In the sea of red that represents the 29% year-to-date plunge of the S&P 500 index as of this writing, packaged foods manufacturer General Mills (NYSE:GIS) has enjoyed coveted status: Shares have gained nearly 6% during the same period.
As a defensive, consumer-oriented stock that stands to benefit from a shift to at-home food consumption during the COVID-19 pandemic, General Mills' current appeal isn't hard to grasp. Earlier this month, I recommended it as a safe dividend stock to consider buying during the coronavirus outbreak.
In the company's fiscal third-quarter 2020 earnings report released Wednesday, management bumped up its full-year earnings guidance slightly. With so many companies in various industries suddenly worrying about their basic solvency, one would think investors would interpret this outlook boost as an extremely positive sign. Yet shares fell roughly 5% in mid-afternoon trade (though this percentage decline was roughly half of a nearly 10% drop in the overall market during the session).
Below, we'll briefly review the quarter's results and full-year outlook and discuss why General Mills stock failed to react to a promising report. Note that all comparative numbers below refer to the prior-year quarter.
General Mills: A bird's-eye view of the numbers
|Metric||Q3 2020||Q3 2019||Change|
|Revenue||$4.18 billion||$4.20 billion||(0.4%)|
|Net income||$463.9 million||$457.9 million||1.3%|
Highlights from the quarter
- Both reported and organic sales were flat as weakness in both North American retail and convenience channel sales was offset by strength in the pet segment. The company also reported a third-quarter headwind from the impact of COVID-19 on Haagen Dazs foodservice and retail outlet sales in Asia in February.
- The North American retail segment reported a 1% decline in revenue, to $2.5 billion.
- Pet segment sales jumped by 11% to $384 million, paced by double-digit growth in the Blue Buffalo subsidiary's two largest brands: "Life Protection Formula" and "Wilderness."
- The convenience and foodservice segment saw sales weaken by 2% to $465 million, as 1% growth in the "Focus 6" platform (which includes core products such as cereals, yogurt, and frozen goods) was absorbed by a decline in non-core products.
- Sales in Europe and Australia slipped 2% to $422 million, while the Latin America and Asia segment reported a 5% top-line drop to $408 million, due to the effects of foreign currency translation and prior-year divestitures.
- General Mills' gross margin fell 80 basis points to 33.9%, compressed by higher raw materials costs.

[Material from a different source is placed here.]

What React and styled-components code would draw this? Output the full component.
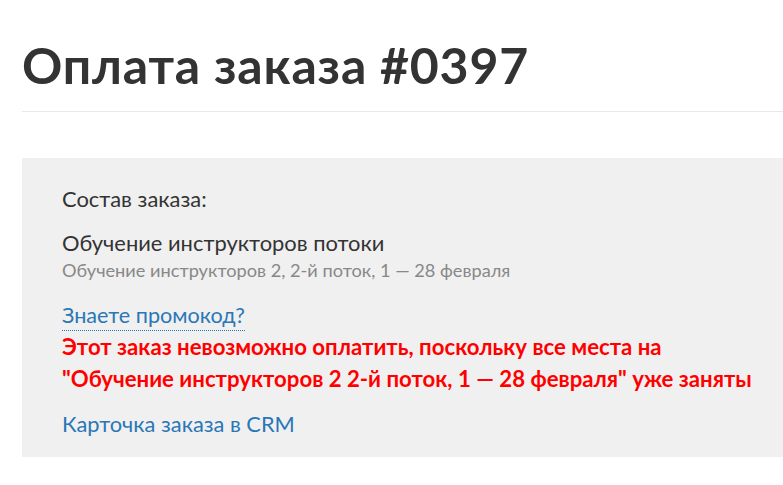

A positive outlook revision
General Mills left its full-year revenue outlook intact on Wednesday. The company still expects to generate an organic sales increase of between 1% and 2%. But it anticipates achieving 6% to 8% growth in adjusted diluted EPS, versus a prior expectation of 3% to 5% expansion. Management indicated that the revised profit expectation derives from success in its ongoing "Holistic Margin Management" productivity savings program, along with a slight decline in input costs and a continuation of cost discipline.
General Mill's statement on its outlook provides clarity on the lack of a top-line outlook adjustment and is worth reading in its entirety:
The impact of the recent COVID-19 virus outbreak on the company's full-year fiscal 2020 results is still uncertain. The company's current outlook incorporates increased orders from retail customers in North America and Europe subsequent to the end of the third quarter in response to increased consumer demand for food at home, as well as headwinds in Haagen-Dazs shops and other foodservice channels resulting from lower consumer traffic. The most significant element of uncertainty in the company's full-year outlook is the intensity and duration of increased demand for food at home across all its major markets. Additionally, the company's outlook assumes its supply chain continues to operate with minimal disruption for the remainder of fiscal 2020.
There's a bit of nuance to this statement. The consumer staples multinational will clearly benefit from an increased allocation of household budgets to groceries as more consumers stay homebound during the pandemic. But supply chains that transport General Mills' (and competitors') products to regional distribution centers, and the supply chains that then move products to retail grocery shelves, are under great strain at the moment.
Thus, General Mills may not be able to immediately realize a boost from increased consumer demand for its household refrigerator, pantry, and pet-friendly product lines. And management is cautious to note that a relatively quick end to the pandemic could sap these demand drivers.
Nonetheless, General Mills stock has proven to be one of the safer tickers to invest in during an unprecedented time in the market. And in the case of a prolonged recovery from the current state of affairs, the company may well issue a more vigorous outlook for fiscal 2021 next quarter. Today's earnings report may not have lifted the "GIS" symbol, but it did reinforce the rationale behind the stock's 35 percentage point outperformance against the S&P 500 since the first of January.